Em 2012, o tcheco Vojtěch Merunka, no quadro de um projeto mais amplo pra desenvolver ferramentas de comunicação intereslavas, lançou seu projeto Neoslavonic (Neoeslavônio), versão simplificada do eslavo antigo, mas com muitos traços evolutivos das línguas eslavas modernas. Além do Pai-Nosso que encontrei na página sobre o eslavônio da Wikipédia em inglês, lendo em dois ritmos diferentes, recitei também a oração nessa versão simplificada, que se parece muito com a original. Minha pronúncia se baseia no que dizem as melhores gramáticas da língua, e eu usei a língua russa como base pras sílabas tônicas, já que os escritos não deixaram dicas sobre elas. Eu tirei deste vídeo a música de fundo.
Posteriormente, fiz minha primeira leitura em voz alta na língua eslava eclesiástica, ainda usada na maioria das Igrejas Ortodoxas dos países eslavos, sobretudo na Rússia. Ela é uma ampla evolução do eslavo antigo, ou eslavônio, que foi cultivado pelos sucessores de Cirilo e Metódio do século 9 ao 11 em toda a Europa Meridional e Oriental, e a partir mais ou menos do ano 1100 cada região começou a usar uma variante do eslavônio marcada pelo dialeto eslavo local. A partir daí, diz-se que temos as línguas eslavas eclesiásticas de extração russa, ucraniana, sérvia etc., mas a russa terminou predominando, porque ao mesmo tempo era usada como língua literária e de Estado. Ela influiu de tal modo na formação do russo literário, que apenas no começo do século 18 deixou de ser o idioma burocrático de Moscou, mas sua semelhança com o russo moderno ainda é notável.
Há diversas diferenças entre o eslavônio e o eslavo eclesiástico no sentido da simplificação, como a ausência de sons nasais, a perda do valor fonético próprio dos chamados iers (vogais fracas), o abandono do alfabeto glagolítico (o único usado por Cirilo e Metódio, sendo o cirílico surgido posteriormente) e a redução das formas gramaticais. Mas o vocabulário é muito semelhante, tendo o russo moderno se submetido a muitas outras influências culturais e geográficas. O trecho que recitei é o primeiro capítulo do livro bíblico do Gênesis, versículos 1 a 31, tratando da criação do mundo por Deus em seis dias. Eu fiz em grande parte me baseando na pronúncia russa atual (como é hoje o costume) e cometi pequenos deslizes, mas não tem como dizer se um ou outro modelo está “certo” ou “errado”.

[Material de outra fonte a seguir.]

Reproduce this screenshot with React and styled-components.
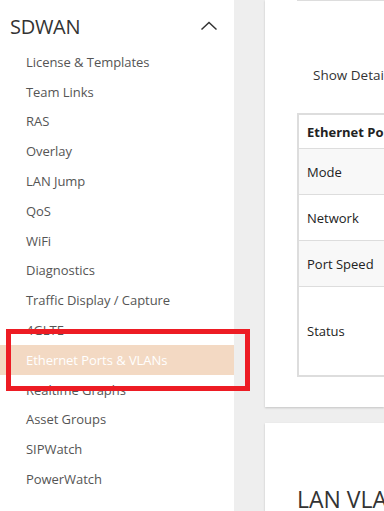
import React from "react";
import styled, { createGlobalStyle } from "styled-components";

const Global = createGlobalStyle`
  html, body { margin: 0; padding: 0; background: #eeeeee; overflow: hidden; }
  body { font-family: "Open Sans", "Noto Sans", sans-serif; }
`;

const Page = styled.div`
  display: flex;
  width: 384px;
  height: 511px;
  overflow: hidden;
  background: #eeeeee;
`;

const Sidebar = styled.nav`
  position: relative;
  flex: 0 0 234px;
  background: #ffffff;
  height: 511px;
`;

const SectionHeader = styled.div`
  display: flex;
  align-items: center;
  justify-content: space-between;
  height: 47px;
  padding: 5px 16px 0 10px;
  box-sizing: border-box;
`;

const SectionTitle = styled.span`
  font-size: 20px;
  color: #333333;
  letter-spacing: -0.3px;
`;

const MenuList = styled.ul`
  list-style: none;
  margin: 0;
  padding: 0;
`;

const MenuItem = styled.li`
  display: flex;
  align-items: center;
  height: 29.8px;
  padding-left: 26px;
  font-size: 13px;
  letter-spacing: -0.05px;
  color: ${(p) => (p.$active ? "#ffffff" : "#555555")};
  background: ${(p) => (p.$active ? "#f3d9c3" : "transparent")};
`;

const Highlight = styled.div`
  position: absolute;
  left: 6px;
  top: 329px;
  width: 244px;
  height: 62px;
  box-sizing: border-box;
  border: 5px solid #ed1c24;
  z-index: 5;
`;

const Main = styled.main`
  flex: 1;
  display: flex;
  flex-direction: column;
  gap: 16px;
  padding-left: 31px;
  min-width: 0;
`;

const Card = styled.section`
  background: #ffffff;
  box-shadow: 0 1px 2px rgba(0, 0, 0, 0.18);
  padding-left: 32px;
  height: ${(p) => p.$h}px;
  overflow: hidden;
  flex-shrink: 0;
`;

const PrevBorder = styled.div`
  height: 1px;
  background: #dddddd;
`;

const ShowDetails = styled.div`
  margin-top: 64px;
  padding-left: 16px;
  font-size: 13.5px;
  color: #333333;
  white-space: nowrap;
  height: 20px;
  line-height: 20px;
`;

const Table = styled.div`
  margin-top: 28px;
  width: 200px;
  border: 2px solid #dddddd;
`;

const Row = styled.div`
  display: flex;
  align-items: center;
  height: ${(p) => p.$h}px;
  padding-left: 8px;
  font-size: 13px;
  color: #222222;
  white-space: nowrap;
  background: ${(p) => (p.$shade ? "#f8f8f8" : "#ffffff")};
  border-top: ${(p) => (p.$first ? "none" : "1.5px solid #dddddd")};
  font-weight: ${(p) => (p.$head ? 700 : 400)};
`;

const Heading = styled.h2`
  margin: 60px 0 0;
  font-weight: 400;
  font-size: 23px;
  color: #333333;
  white-space: nowrap;
`;

const items = [
  "License & Templates",
  "Team Links",
  "RAS",
  "Overlay",
  "LAN Jump",
  "QoS",
  "WiFi",
  "Diagnostics",
  "Traffic Display / Capture",
  "4GLTE",
  "Ethernet Ports & VLANs",
  "Realtime Graphs",
  "Asset Groups",
  "SIPWatch",
  "PowerWatch",
];

const Chevron = () => (
  <svg width="18" height="10" viewBox="0 0 18 10">
    <polyline points="1.5,8.5 9,1.5 16.5,8.5" fill="none" stroke="#333" strokeWidth="1.5" />
  </svg>
);

export default function App() {
  return (
    <>
      <Global />
      <Page>
        <Sidebar>
          <SectionHeader>
            <SectionTitle>SDWAN</SectionTitle>
            <Chevron />
          </SectionHeader>
          <MenuList>
            {items.map((t, i) => (
              <MenuItem key={t} $active={i === 10}>
                {t}
              </MenuItem>
            ))}
          </MenuList>
          <Highlight />
        </Sidebar>
        <Main>
          <Card $h={407}>
            <PrevBorder />
            <ShowDetails>Show Details</ShowDetails>
            <Table>
              <Row $h={33} $head $first>Ethernet Ports</Row>
              <Row $h={45} $shade>Mode</Row>
              <Row $h={45}>Network</Row>
              <Row $h={45} $shade>Port Speed</Row>
              <Row $h={88}>Status</Row>
            </Table>
          </Card>
          <Card $h={120}>
            <Heading>LAN VLANs</Heading>
          </Card>
        </Main>
      </Page>
    </>
  );
}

Na Rússia, o livro do Gênesis também se denomina Pervaia kniga moiseieva (Primeiro Livro de Moisés). Obviamente eu não traduzi nem legendei porque a Bíblia Sagrada é uma publicação universalmente conhecida. Pra título de comparação, acessem também uma tradução em português, em russo contemporâneo e no latim da Nova Vulgata, a versão mais recente oficializada pela Igreja Católica. Lembro que essa nova tradução latina é apenas um texto autorizado, e não numa língua necessariamente mais “pura”, “correta” ou “acurada”.